Just so you know, I love preaching. I appreciate the art and the craft that is intertwined in both the preparation and presentation of it. I’m both fascinated and humbled by the indefinable synergy that happens when God’s word comes flowing from the mouth of God’s man to the hearts of God’s people. I practically gobble up books on preaching, attend preaching workshops and take every chance I get with other pastors to chat about preparation, methods and speaking styles. In spite of my unabashed love, the struggle is real. Although for me, it’s not the act of preaching that I struggle with as much as the process, the preparation, and the long slog that comes with trying to say something true about the truest words ever written.

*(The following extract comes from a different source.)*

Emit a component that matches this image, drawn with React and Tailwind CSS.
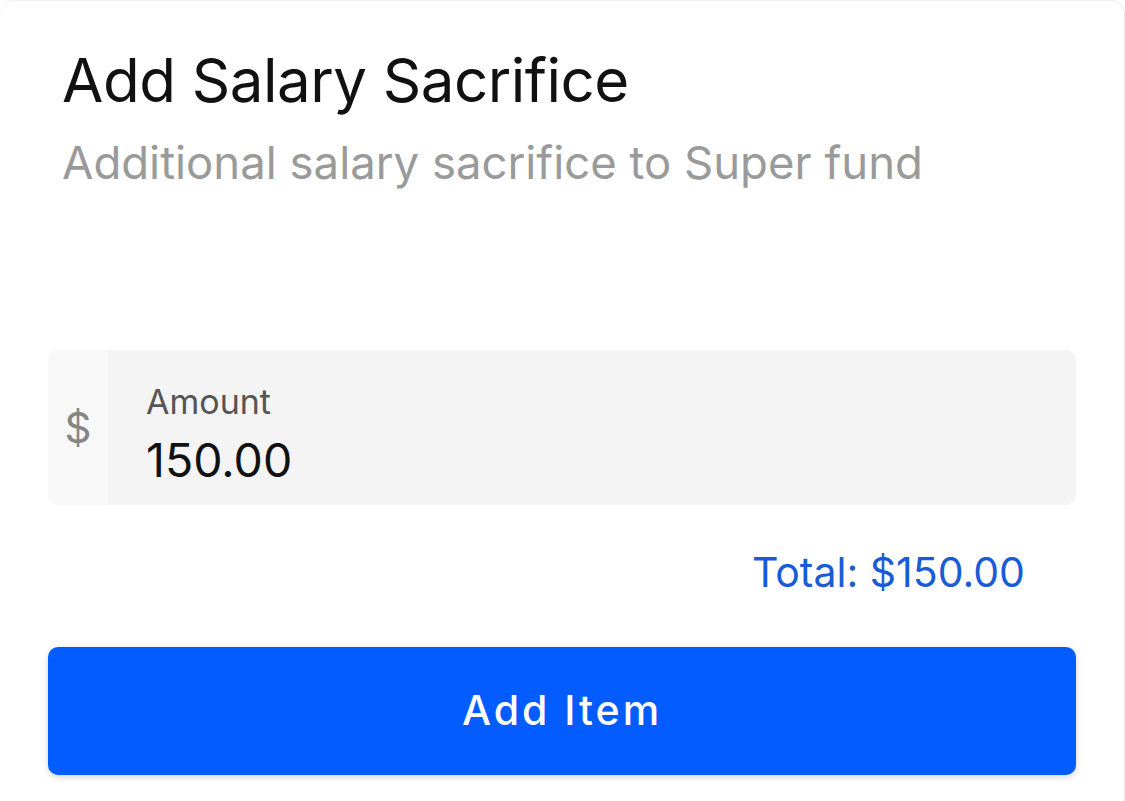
export default function App() {
  return (
    <div className="min-h-screen bg-white" style={{ fontFamily: 'Inter, "Noto Sans", sans-serif' }}>
      <div className="h-[801px] rounded-t-[14px] border-t border-r border-[#f0f0f0] bg-white px-[48px]">
        <div className="px-[14px] pt-[44px]">
          <div className="text-[60px] leading-[70px] font-normal tracking-[-0.5px] text-[#111]">Add Salary Sacrifice</div>
          <div className="mt-[20px] text-[45.5px] leading-[56px] text-[#9a9a9a]">Additional salary sacrifice to Super fund</div>
        </div>

        <div className="mt-[159px] flex h-[155px] overflow-hidden rounded-[10px] bg-[#f4f4f4]">
          <div className="flex w-[60px] items-center justify-center bg-[#f8f8f8] text-[42px] text-[#858585]">$</div>
          <div className="flex flex-col justify-center pl-[38px] pt-[12px]">
            <div className="text-[34px] leading-[40px] text-[#555]">Amount</div>
            <div className="mt-[12px] text-[46.5px] leading-[52px] text-[#111]">150.00</div>
          </div>
        </div>

        <div className="mt-[40px] pr-[51px] text-right text-[41px] leading-[54px] text-[#1a5bd6]">Total: $150.00</div>

        <button className="mt-[48px] flex h-[128px] w-full items-center justify-center rounded-[10px] bg-[#025cff] text-[41px] font-medium tracking-[3px] text-white shadow-[0_2px_6px_rgba(0,0,0,0.18)]">
          Add Item
        </button>
      </div>
    </div>
  )
}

This is the part I like to describe as the trenches of preaching. Those times when you seem to have no visibility, a distinct lack of focus, and high levels of fatigue, while being keenly aware that there’s an enemy lurking nearby who is on the attack.

Why is this? Why is preaching one of, if not the hardest tasks for the pastor? Here are some reasons why I think preachers preach in the trenches, and why it’s supposed to be that way.

 

A Sermon Is Never Really Complete

Most of us probably have certain routines we follow for sermon prep. But at the end of the week, there’s no formula that provides you with a “finished” sermon. I put finished in quotes because a sermon is never really complete until you preach it. Up until the moment you open your mouth, there is always going to be outlines, illustrations, and applications that can be more clear, more correct and more compelling. I don’t think this is a bad thing, because preaching is not mathematics. It’s a Holy Spirit-driven act of divine implications. My prayer every Sunday morning is “Holy Spirit, give me the words to speak in between the lines I’ve written”, and that’s because a sermon is a living, breathing, and changing organism.

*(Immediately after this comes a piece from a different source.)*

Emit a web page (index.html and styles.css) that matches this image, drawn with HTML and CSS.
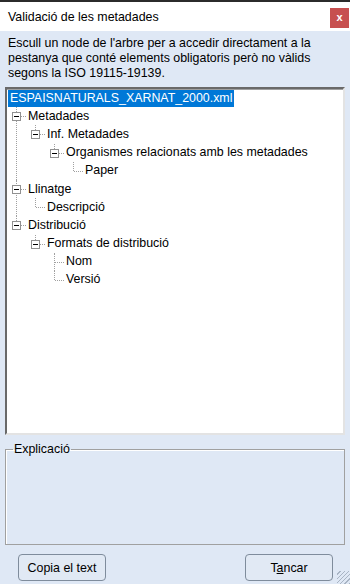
FILE: index.html
```html
<!DOCTYPE html>
<html lang="ca">
<head>
  <meta charset="UTF-8">
  <title>Validació de les metadades</title>
  <link rel="stylesheet" href="styles.css">
</head>
<body>
  <div class="window">
    <!-- Title bar -->
    <div class="titlebar">
      <span class="title">Validació de les metadades</span>
      <span class="close">x</span>
    </div>

    <div class="content">
      <p class="intro">Escull un node de l'arbre per a accedir directament a la<br>pestanya que conté elements obligatoris però no vàlids<br>segons la ISO 19115-19139.</p>

      <!-- Tree view -->
      <div class="tree">
        <ul class="level0">
          <li class="root">
            <div class="row"><span class="label selected">ESPAISNATURALS_XARNAT_2000.xml</span></div>
            <ul class="children top">
              <li>
                <div class="row"><span class="box"></span><span class="label">Metadades</span></div>
                <ul class="children">
                  <li>
                    <div class="row"><span class="box"></span><span class="label">Inf. Metadades</span></div>
                    <ul class="children">
                      <li>
                        <div class="row"><span class="box"></span><span class="label">Organismes relacionats amb les metadades</span></div>
                        <ul class="children">
                          <li class="leaf"><div class="row"><span class="twig"></span><span class="label">Paper</span></div></li>
                        </ul>
                      </li>
                    </ul>
                  </li>
                </ul>
              </li>
              <li>
                <div class="row"><span class="box"></span><span class="label">Llinatge</span></div>
                <ul class="children">
                  <li class="leaf"><div class="row"><span class="twig"></span><span class="label">Descripció</span></div></li>
                </ul>
              </li>
              <li>
                <div class="row"><span class="box"></span><span class="label">Distribució</span></div>
                <ul class="children">
                  <li>
                    <div class="row"><span class="box"></span><span class="label">Formats de distribució</span></div>
                    <ul class="children">
                      <li class="leaf"><div class="row"><span class="twig"></span><span class="label">Nom</span></div></li>
                      <li class="leaf"><div class="row"><span class="twig"></span><span class="label">Versió</span></div></li>
                    </ul>
                  </li>
                </ul>
              </li>
            </ul>
          </li>
        </ul>
      </div>

      <!-- Explanation group -->
      <fieldset class="group">
        <legend>Explicació</legend>
      </fieldset>

      <div class="buttons">
        <button type="button">Copia el text</button>
        <button type="button">T<u>a</u>ncar</button>
      </div>

      <div class="grip"></div>
    </div>
  </div>
</body>
</html>
```

FILE: styles.css
```css
body {
  margin: 0;
  font-family: "Segoe UI", "Liberation Sans", Arial, sans-serif;
  font-size: 12.4px;
  color: #000;
  background: #dfe8f5;
}
.window {
  width: 350px;
  height: 584px;
  display: flex;
  flex-direction: column;
  overflow: hidden;
}
.titlebar {
  height: 29px;
  flex: none;
  border-top: 2px solid #2b2b2b;
  background: #fff;
  display: flex;
  justify-content: space-between;
  align-items: center;
  padding-left: 8px;
}
.title { margin-top: 1px; }
.close {
  align-self: flex-start;
  margin-top: 6px;
  margin-right: 1px;
  width: 19px;
  height: 20px;
  background: #c75050;
  color: #fff;
  font-weight: bold;
  font-size: 11px;
  line-height: 19px;
  text-align: center;
}

.content {
  flex: 1;
  background: #dfe8f5;
  position: relative;
  display: flex;
  flex-direction: column;
}
.intro {
  margin: 5px 0 0 8px;
  line-height: 15px;
}

.tree {
  margin: 6px 5px 0 5px;
  height: 344px;
  flex: none;
  background: #fff;
  border-top: 2px solid #696969;
  border-left: 2px solid #696969;
  border-right: 2px solid #e3e3e3;
  border-bottom: 2px solid #e3e3e3;
  box-shadow: inset 0 1px 0 #a0a0a0;
}
.tree ul { list-style: none; margin: 0; padding: 0; }
.tree .children { padding-left: 19px; }
.tree .children.top { padding-left: 0; }
.tree li { position: relative; }
.row {
  height: 18.2px;
  display: flex;
  align-items: center;
}
.label {
  padding: 0 2px;
  line-height: 17px;
  white-space: nowrap;
}
.label.selected {
  background: #0078d7;
  color: #fff;
  margin-left: 1px;
}
.box, .twig {
  width: 19px;
  height: 18px;
  flex: none;
  position: relative;
}
/* vertical connector up to the row */
.children > li::before {
  content: "";
  position: absolute;
  left: 9px;
  top: 0;
  height: 9px;
  border-left: 1px dotted #a0a0a0;
}
.children > li:not(:last-child)::before { height: 100%; }
/* horizontal connector */
.children > li::after {
  content: "";
  position: absolute;
  left: 10px;
  top: 9px;
  width: 9px;
  border-top: 1px dotted #a0a0a0;
}
/* expand/collapse button */
.box::before {
  content: "";
  position: absolute;
  left: 5px;
  top: 5px;
  width: 7px;
  height: 7px;
  background: #fff;
  border: 1px solid #919191;
  z-index: 1;
}
.box::after {
  content: "";
  position: absolute;
  left: 7px;
  top: 9px;
  width: 5px;
  height: 1px;
  background: #000;
  z-index: 2;
}

.group {
  margin: 7px 5px 0 5px;
  padding: 0 7px;
  height: 101px;
  flex: none;
  border: 1px solid #a0a0a0;
  box-shadow: inset 1px 1px 0 #fff;
}
.group legend {
  padding: 0 1px;
  line-height: 15px;
}

.buttons {
  display: flex;
  justify-content: space-between;
  padding: 0 17px 0 18px;
  margin-top: 9px;
}
.buttons button {
  width: 88px;
  height: 27px;
  font-family: inherit;
  font-size: 12.4px;
  color: #000;
  background: #e1e9f4;
  border: 1px solid #7f8c9c;
  border-radius: 4px;
  padding: 0;
}
.grip {
  position: absolute;
  right: 0;
  bottom: 0;
  width: 13px;
  height: 13px;
  background: repeating-linear-gradient(135deg, transparent 0 2px, #a8b4c4 2px 3px);
}
```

Certainly God’s word is unchanging. But how we communicate it and apply it should be ever evolving. This is why the only finished sermon anyone ever has is the one they just preached.

 

A Sermon Is Not About You

Really? All these hours, all this emotional upheaval, all these early mornings, late nights, and incessant tapping on my iPad and it’s not about me? Not even a little? Well, it is about you a little. God speaks through the person He made you to communicate the word He breathed out through other men that He made. So yes, you matter. Your communication, personality, emotions, and mannerisms…all of you matters, because all of you communicates the word of God to all of the people God gives you to hear it communicated. But the word is not especially about you, it’s about God, which is why our flesh battles against our spirit in the pulpit.

If sermons were about us, how easy would that be? Roll up on Sundays, tell a few stories, provide some nice anecdotes, get a few laughs, and exit the building while the fires of hell creep a few inches closer to the pews. Yeah, you get it.

 

 A Sermon Is Hard to Self-Evaluate

Now look, we tend to become more balanced in our critique the longer we preach. When you first started preaching, you wondered what all the fuss was about.  You thought every single manuscript you wrote was on par with one of Spurgeon’s lost sermons. But then an amazing thing happened. God humbled you, and those incessant ramblings you called preaching turned into gratefulness for all the mercy people had on you while they suffered in silence. So you hung in there, and after a few years a strange thing happened. Instead of sounding like a grainy, worn out cassette version of your three favorite preachers, you began to sound like your own man. You became an actual, bonafide preacher. And yet, despite this progress of merciful proportions, you still preach bad sermons, although now they’re “bad” for different reasons than when they were just plain awful for all reasons.

But the one thing we never get good at is how to evaluate the good. Sure, we learn how to judge the content and execution of our sermons, but we never get good at evaluating their effectiveness. The old cliche is true. You struggle all week preparing a difficult passage. You never feel like you’ve found your feet. And by the time you preach it, you fumble your way through your notes like a five year old learning to read for the first time. But inevitably, this also happens to be the Sunday when someone in your congregation approaches you with an envelope that basically reads and the academy award for best sermon goes to …YOU.

There’s no explanation for it, nor should there ever be. It’s a gracious thing that we don’t know how the Holy Spirit uses our sermons in the hearts of our people. Our wicked hearts would love nothing more than to be the Holy Spirit.

 

A Sermon Is Supposed to be Hard

Preaching is supposed to happen in the trenches. It’s supposed to be hard because we’re speaking hard words that God uses to soften hard hearts. It should feel like war because it’s the only viable weapon God has provided to successfully engage our true spiritual enemy. If it’s the primary method God has chosen to draw people from darkness into light, why would it, why should it not be hard? Instead, be concerned if at any point preaching the word becomes an effortless glide over smooth waters and under sunny skies. There is joy to be sure, but it’s a heavy joy that contains blessings and burdens like no other.

So take courage men, you’re exactly where you’re supposed to be.